Greg Forsythe started his investment career at Zacks Investment Research in 1986 where he immediately assumed a number of leadership roles. In 1991, Greg co-founded Chicago Investment Analytics, a early pioneer in providing quantitative stock selection research to institutional investors. In 2000, Charles Schwab purchased Chicago Investment Analytics to help jumpstart Schwab’s conversion from “America’s largest discount broker” to a full-service advice provider. From 2000 – 2013, Greg served as Schwab’s Director of Global Equity Research. His team created and supported the Schwab Equity Ratings used for buy/hold/sell advice by Schwab’s investment representatives, self-directed clients, and actively managed equity mutual funds.

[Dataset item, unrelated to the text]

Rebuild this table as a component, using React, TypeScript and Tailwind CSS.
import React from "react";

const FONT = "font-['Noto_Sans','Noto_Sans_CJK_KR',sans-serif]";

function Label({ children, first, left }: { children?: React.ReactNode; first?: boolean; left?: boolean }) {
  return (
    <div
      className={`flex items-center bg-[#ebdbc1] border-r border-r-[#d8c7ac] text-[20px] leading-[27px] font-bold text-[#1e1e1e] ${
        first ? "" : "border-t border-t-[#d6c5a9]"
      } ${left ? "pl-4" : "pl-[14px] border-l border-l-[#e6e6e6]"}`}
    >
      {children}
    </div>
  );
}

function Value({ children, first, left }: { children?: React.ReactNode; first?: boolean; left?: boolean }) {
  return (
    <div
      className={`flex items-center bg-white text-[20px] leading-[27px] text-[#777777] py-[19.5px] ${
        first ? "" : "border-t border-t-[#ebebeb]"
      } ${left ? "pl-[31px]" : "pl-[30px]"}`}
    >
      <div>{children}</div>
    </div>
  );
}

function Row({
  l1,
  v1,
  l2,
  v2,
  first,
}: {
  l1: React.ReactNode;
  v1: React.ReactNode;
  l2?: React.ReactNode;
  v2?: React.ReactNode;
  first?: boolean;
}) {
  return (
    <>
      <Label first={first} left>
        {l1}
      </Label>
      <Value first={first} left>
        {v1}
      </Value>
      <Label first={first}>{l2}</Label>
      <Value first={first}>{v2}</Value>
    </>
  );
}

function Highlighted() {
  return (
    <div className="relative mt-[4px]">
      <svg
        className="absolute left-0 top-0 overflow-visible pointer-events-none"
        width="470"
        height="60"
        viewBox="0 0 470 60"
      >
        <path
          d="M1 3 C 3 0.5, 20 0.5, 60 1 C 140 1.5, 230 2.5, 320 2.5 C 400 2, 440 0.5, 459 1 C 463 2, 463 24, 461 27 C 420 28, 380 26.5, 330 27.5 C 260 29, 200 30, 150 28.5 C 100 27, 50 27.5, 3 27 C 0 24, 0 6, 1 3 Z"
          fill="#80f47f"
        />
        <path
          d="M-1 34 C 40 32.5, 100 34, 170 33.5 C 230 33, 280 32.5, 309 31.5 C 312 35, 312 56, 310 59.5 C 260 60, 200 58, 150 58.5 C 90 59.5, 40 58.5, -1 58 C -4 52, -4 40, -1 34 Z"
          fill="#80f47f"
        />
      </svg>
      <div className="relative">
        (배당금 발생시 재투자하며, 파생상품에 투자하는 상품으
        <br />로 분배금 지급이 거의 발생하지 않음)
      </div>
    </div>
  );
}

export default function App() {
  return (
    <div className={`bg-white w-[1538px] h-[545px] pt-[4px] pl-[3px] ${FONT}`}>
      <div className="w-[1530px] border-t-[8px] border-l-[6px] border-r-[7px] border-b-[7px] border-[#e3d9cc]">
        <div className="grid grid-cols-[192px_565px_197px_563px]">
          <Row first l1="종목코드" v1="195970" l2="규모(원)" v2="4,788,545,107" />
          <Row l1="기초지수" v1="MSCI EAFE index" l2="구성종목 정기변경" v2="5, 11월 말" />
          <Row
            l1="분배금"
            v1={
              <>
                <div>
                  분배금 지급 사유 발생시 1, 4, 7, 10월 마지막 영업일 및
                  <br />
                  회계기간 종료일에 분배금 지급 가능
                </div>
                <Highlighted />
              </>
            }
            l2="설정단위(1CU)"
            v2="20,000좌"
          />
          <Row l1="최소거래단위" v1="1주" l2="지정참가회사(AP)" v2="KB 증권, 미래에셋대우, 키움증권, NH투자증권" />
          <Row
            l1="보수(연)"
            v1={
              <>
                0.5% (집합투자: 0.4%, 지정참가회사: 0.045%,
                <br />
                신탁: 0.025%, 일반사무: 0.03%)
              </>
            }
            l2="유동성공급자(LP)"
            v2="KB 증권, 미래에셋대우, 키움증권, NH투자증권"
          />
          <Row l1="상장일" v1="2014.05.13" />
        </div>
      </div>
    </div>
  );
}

Greg co-founded the Chicago Quantitative Alliance in 1993 (www.cqa.org). CQA is a global association of investment practitioners and academics who share a common interest in applying quantitative methods to important investment problems and applications. Greg also has been on the editorial board of the Journal of Behavioral Finance for many years. Greg is a Chartered Financial Analyst with an M.B.A. in Finance from the University of Chicago and a B.S. in Industrial Engineering from Purdue University.

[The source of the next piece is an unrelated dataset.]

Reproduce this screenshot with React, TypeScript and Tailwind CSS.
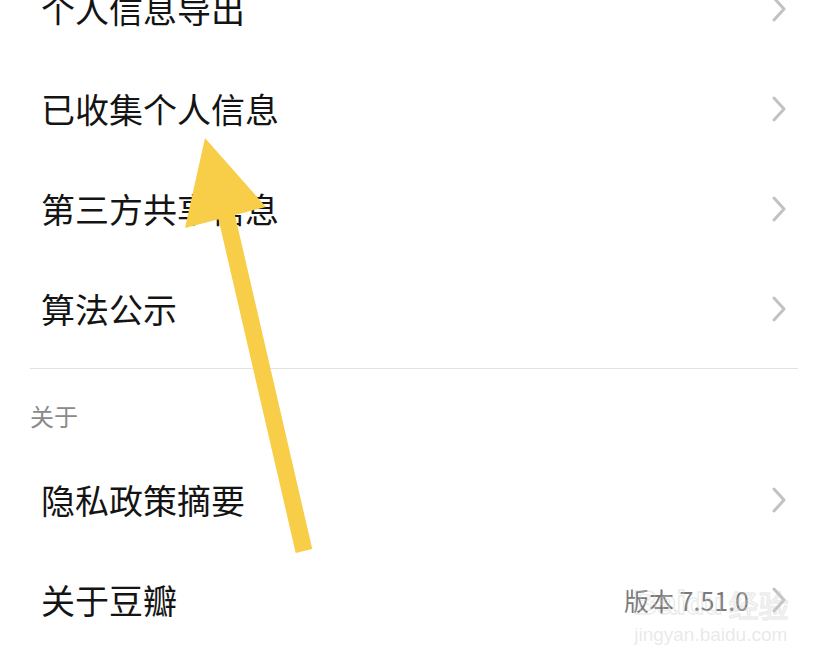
const FONT = '[font-family:"Noto_Sans_CJK_SC","Noto_Sans",sans-serif]';

function Chevron() {
  return (
    <svg width="16" height="26" viewBox="0 0 16 26" className="shrink-0">
      <path d="M3 2 L13 13 L3 24" fill="none" stroke="#c2c2c2" strokeWidth="3" strokeLinecap="round" strokeLinejoin="round" />
    </svg>
  );
}

function Row({ label, extra }: { label: string; extra?: string }) {
  return (
    <div className="h-[100px] flex items-center pl-[41px] pr-[41px]">
      <span className="text-[34px] leading-none text-[#141414] flex-1">{label}</span>
      {extra && <span className="text-[25px] leading-none text-[#7a7a7a] mr-[22px]">{extra}</span>}
      <Chevron />
    </div>
  );
}

export default function App() {
  return (
    <div className={`relative w-[828px] h-[671px] bg-white overflow-hidden ${FONT}`}>
      <div className="-mt-[41px]">
        <Row label="个人信息导出" />
        <Row label="已收集个人信息" />
        <Row label="第三方共享信息" />
        <Row label="算法公示" />
        <div className="mt-[9px] mx-[30px] border-t border-[#e2e2e2]" />
        <div className="h-[81px] pl-[30px] pt-[35px]">
          <span className="block text-[24px] leading-[24px] text-[#8a8a8a]">关于</span>
        </div>
        <Row label="隐私政策摘要" />
        <Row label="关于豆瓣" extra="版本 7.51.0" />
      </div>

      {/* annotation arrow */}
      <svg className="absolute inset-0 pointer-events-none" width="828" height="671" viewBox="0 0 828 671">
        <line x1="226" y1="214" x2="304" y2="551" stroke="#f8cd48" strokeWidth="17" />
        <polygon points="205,138 185,228 266,207" fill="#f8cd48" />
      </svg>

      {/* watermark */}
      <div className="absolute left-[633px] top-[585px] flex flex-col items-center pointer-events-none [font-family:'Liberation_Sans',sans-serif]">
        <div className="flex items-end text-[34px] leading-none font-bold text-transparent [-webkit-text-stroke:1.5px_rgba(205,205,205,0.4)]">
          <span>Bai</span>
          <span className="text-[30px]">du</span>
          <span className={`ml-[6px] text-[30px] font-normal ${FONT}`}>经验</span>
        </div>
        <span className="mt-[6px] text-[19px] leading-none text-[rgba(215,215,215,0.55)]">jingyan.baidu.com</span>
      </div>
    </div>
  );
}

Ryan Forsythe started his investment career in 2010 at the Capital IQ division of Standard & Poor’s. Ryan was a quantitative analyst in the Quantamental research team that provided decision-making software, data, and modeling tools for a global equity investor client base. Ryan has an M.B.A. in Finance, with a Behavioral Finance concentration, from DePaul University and a B.S. in Industrial Engineering from Purdue University.